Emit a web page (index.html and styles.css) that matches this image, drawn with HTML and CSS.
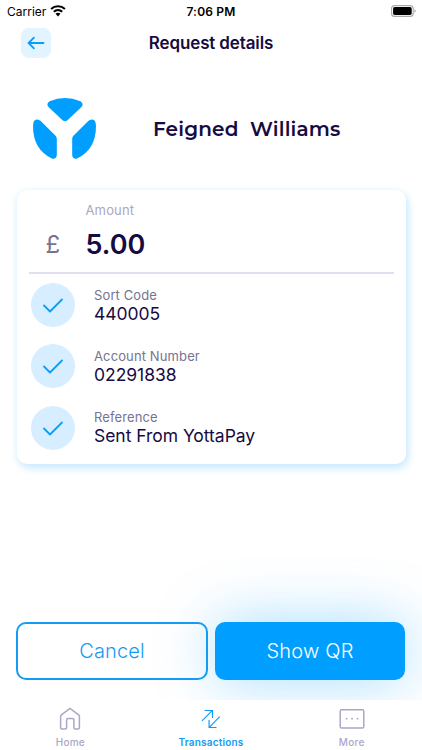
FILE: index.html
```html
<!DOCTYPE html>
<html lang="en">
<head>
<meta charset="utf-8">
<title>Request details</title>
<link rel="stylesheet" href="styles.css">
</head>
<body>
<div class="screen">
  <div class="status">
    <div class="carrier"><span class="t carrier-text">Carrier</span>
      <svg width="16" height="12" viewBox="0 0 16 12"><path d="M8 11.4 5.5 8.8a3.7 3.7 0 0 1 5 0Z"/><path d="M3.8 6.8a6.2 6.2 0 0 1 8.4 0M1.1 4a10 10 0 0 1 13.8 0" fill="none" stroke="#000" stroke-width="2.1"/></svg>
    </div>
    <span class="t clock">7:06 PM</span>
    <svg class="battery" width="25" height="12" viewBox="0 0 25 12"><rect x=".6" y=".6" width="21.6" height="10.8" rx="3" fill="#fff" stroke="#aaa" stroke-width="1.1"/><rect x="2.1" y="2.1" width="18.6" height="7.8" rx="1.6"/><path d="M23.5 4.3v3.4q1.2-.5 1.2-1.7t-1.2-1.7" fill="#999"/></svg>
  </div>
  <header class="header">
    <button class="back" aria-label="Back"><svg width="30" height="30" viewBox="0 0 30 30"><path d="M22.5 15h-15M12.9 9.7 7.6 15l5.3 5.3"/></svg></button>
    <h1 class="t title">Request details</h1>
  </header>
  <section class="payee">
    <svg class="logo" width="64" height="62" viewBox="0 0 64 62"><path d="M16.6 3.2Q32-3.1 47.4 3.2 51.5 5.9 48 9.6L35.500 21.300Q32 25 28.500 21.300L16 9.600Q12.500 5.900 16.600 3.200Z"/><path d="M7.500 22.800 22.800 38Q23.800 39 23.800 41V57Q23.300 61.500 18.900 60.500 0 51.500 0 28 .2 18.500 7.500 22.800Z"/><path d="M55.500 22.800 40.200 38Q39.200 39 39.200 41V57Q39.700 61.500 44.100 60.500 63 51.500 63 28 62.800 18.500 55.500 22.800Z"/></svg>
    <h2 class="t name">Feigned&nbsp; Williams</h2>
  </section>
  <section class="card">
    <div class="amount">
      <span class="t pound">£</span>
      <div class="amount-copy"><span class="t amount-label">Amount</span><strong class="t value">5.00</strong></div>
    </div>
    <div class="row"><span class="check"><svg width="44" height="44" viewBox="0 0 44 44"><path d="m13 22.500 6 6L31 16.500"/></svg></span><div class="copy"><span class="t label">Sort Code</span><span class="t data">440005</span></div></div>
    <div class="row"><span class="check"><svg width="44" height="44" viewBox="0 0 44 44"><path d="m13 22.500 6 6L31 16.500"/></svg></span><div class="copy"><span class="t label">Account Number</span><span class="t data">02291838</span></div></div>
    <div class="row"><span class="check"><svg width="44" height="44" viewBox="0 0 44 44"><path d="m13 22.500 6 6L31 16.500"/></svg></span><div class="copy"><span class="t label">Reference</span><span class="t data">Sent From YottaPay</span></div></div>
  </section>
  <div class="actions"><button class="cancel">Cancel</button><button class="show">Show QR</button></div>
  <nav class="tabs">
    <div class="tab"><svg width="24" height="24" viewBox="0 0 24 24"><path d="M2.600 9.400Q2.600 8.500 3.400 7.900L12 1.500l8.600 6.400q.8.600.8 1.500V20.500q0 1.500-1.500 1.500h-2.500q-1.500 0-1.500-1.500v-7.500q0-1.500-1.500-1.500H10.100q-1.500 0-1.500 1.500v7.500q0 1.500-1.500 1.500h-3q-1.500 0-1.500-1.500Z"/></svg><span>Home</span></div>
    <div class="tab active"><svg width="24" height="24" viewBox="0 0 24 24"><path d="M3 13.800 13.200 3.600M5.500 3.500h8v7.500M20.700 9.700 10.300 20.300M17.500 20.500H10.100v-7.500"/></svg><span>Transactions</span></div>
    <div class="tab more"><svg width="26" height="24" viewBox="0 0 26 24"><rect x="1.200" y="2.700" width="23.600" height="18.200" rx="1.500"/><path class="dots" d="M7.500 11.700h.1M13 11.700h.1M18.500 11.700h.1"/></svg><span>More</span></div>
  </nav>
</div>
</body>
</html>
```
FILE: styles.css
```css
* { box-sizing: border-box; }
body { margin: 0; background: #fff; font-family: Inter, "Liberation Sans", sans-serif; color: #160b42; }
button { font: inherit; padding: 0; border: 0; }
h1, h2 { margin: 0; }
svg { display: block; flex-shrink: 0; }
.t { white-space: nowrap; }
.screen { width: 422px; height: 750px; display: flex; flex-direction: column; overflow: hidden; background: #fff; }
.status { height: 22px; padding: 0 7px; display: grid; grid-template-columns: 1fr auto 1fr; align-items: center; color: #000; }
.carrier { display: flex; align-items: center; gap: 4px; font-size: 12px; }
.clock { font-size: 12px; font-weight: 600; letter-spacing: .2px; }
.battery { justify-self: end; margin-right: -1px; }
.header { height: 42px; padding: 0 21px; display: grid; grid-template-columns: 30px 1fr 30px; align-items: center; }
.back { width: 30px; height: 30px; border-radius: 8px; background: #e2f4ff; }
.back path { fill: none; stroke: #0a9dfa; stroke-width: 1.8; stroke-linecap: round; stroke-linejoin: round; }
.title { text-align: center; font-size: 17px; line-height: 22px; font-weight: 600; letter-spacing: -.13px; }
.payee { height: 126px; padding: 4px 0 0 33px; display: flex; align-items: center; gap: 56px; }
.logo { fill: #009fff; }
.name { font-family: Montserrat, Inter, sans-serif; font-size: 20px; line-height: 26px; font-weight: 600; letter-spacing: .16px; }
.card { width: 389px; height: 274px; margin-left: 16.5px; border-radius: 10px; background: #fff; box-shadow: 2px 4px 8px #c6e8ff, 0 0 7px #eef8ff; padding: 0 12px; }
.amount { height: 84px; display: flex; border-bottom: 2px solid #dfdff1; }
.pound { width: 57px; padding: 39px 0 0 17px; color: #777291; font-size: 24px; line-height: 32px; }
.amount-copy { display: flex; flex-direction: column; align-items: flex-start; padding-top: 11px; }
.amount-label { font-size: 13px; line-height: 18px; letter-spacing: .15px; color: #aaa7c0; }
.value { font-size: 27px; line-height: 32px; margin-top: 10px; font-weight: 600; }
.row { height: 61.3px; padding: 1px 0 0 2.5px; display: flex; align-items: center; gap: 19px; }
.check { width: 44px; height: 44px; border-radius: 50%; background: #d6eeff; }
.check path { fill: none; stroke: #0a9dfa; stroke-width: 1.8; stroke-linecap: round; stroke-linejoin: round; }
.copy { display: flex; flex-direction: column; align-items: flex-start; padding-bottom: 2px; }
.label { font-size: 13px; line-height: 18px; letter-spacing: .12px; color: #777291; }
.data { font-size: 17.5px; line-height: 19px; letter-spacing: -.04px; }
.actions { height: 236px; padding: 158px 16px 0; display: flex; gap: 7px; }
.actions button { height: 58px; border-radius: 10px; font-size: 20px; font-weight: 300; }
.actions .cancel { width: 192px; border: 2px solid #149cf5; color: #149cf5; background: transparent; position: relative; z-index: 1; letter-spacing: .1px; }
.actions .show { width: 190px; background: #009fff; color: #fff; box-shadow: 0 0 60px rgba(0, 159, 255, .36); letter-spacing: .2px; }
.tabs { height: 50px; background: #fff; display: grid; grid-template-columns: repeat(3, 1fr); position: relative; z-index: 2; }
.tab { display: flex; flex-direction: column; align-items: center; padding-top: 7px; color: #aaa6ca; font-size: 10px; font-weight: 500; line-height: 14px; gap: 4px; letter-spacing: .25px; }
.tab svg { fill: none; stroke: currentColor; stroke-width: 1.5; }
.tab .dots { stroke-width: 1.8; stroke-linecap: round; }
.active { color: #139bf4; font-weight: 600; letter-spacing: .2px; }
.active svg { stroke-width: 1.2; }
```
★ ★ ★ ★ ★
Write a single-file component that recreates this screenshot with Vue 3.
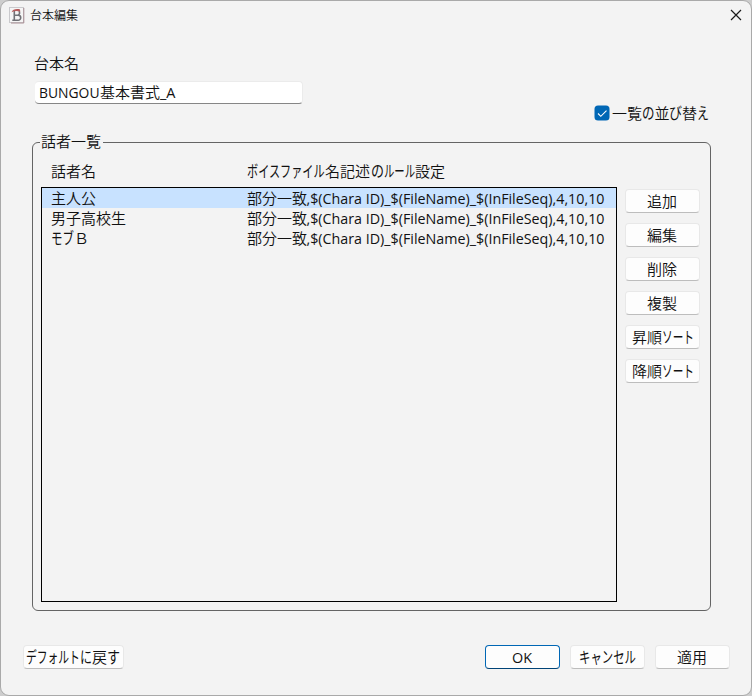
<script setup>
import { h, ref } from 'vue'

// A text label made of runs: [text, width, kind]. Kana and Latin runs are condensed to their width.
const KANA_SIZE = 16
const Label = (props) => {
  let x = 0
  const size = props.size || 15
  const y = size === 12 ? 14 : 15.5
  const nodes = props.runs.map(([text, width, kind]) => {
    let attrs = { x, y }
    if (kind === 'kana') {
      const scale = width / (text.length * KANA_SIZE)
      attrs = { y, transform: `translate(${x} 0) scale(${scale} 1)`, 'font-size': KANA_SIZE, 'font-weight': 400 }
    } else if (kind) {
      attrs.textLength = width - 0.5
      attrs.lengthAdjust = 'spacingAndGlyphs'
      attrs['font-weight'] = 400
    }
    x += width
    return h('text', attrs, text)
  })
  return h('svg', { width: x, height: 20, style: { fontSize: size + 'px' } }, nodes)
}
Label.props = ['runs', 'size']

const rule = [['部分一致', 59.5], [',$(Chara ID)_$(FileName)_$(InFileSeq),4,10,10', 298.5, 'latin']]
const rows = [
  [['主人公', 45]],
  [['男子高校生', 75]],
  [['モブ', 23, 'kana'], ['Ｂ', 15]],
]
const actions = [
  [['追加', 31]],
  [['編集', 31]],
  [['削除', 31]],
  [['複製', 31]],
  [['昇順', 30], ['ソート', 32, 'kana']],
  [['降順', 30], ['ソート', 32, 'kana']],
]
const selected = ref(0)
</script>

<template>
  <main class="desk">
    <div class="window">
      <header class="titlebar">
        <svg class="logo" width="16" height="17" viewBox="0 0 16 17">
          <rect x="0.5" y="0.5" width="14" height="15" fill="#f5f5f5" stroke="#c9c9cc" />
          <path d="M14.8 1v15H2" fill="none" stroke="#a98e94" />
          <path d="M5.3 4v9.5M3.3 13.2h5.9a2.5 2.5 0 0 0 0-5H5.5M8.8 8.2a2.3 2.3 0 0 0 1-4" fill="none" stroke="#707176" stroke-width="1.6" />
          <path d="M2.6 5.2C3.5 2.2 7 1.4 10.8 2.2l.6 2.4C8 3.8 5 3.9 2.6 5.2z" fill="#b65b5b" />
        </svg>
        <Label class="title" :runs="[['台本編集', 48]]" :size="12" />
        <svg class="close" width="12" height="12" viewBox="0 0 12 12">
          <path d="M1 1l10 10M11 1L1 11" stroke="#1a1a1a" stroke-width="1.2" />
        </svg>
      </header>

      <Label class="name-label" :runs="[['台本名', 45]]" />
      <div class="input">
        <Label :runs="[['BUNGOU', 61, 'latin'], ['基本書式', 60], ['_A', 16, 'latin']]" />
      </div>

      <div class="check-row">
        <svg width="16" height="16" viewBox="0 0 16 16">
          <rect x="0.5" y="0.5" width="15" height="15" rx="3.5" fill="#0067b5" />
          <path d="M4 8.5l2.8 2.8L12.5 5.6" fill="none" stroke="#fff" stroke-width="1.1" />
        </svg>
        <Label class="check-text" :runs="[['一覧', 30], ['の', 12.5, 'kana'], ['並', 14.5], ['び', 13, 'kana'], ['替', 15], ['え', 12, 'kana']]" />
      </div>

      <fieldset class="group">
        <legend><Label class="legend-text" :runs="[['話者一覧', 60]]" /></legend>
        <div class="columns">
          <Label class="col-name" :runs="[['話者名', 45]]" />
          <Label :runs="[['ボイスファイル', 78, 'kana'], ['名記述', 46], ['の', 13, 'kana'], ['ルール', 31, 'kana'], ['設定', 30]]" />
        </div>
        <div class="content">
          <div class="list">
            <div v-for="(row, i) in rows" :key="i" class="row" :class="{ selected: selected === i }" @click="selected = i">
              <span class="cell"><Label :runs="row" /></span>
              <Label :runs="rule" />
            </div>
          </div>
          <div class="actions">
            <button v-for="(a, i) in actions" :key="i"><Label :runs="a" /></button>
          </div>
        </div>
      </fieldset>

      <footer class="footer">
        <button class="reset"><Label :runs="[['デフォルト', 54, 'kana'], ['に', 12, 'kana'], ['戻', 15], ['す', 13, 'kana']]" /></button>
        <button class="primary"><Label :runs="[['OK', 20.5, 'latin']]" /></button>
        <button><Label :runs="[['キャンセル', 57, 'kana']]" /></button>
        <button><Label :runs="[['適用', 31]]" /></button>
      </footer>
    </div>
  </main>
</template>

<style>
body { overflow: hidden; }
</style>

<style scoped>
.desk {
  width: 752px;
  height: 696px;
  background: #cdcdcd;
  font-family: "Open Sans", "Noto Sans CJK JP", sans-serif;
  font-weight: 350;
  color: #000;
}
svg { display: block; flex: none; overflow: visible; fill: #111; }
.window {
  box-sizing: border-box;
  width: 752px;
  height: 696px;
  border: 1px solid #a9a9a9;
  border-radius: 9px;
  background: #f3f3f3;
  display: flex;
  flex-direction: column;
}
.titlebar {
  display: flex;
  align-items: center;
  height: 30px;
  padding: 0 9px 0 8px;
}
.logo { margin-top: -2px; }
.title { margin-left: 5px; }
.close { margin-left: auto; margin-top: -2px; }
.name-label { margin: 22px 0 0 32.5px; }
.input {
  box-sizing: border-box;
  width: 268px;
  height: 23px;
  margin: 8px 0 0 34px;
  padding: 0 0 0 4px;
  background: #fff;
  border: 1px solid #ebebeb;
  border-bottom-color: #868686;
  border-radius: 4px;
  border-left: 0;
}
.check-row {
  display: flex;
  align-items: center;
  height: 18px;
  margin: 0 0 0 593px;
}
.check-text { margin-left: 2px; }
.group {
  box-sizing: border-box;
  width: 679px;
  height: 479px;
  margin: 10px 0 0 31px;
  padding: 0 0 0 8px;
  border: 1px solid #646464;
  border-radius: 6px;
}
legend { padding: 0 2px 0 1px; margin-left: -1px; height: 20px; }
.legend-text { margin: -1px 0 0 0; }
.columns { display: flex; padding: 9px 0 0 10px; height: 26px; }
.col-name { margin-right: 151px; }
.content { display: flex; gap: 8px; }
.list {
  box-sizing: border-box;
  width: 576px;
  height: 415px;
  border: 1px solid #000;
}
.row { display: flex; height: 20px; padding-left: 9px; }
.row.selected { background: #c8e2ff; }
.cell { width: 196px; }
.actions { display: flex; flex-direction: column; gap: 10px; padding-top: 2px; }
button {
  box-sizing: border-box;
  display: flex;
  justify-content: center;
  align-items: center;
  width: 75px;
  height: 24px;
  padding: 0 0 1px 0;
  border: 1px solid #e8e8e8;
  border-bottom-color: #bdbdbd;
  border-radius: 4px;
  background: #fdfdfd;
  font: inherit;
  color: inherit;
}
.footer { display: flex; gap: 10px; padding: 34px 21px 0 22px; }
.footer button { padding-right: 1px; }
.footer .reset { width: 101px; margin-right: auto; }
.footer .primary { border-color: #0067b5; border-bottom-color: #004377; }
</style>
★ ★ ★ ★ ★
From the listing above, copy out each line where the word "with" appears.

Emit a web page (index.html and styles.css) that matches this image, drawn with HTML and CSS.
Write a single-file component that recreates this screenshot with Vue 3.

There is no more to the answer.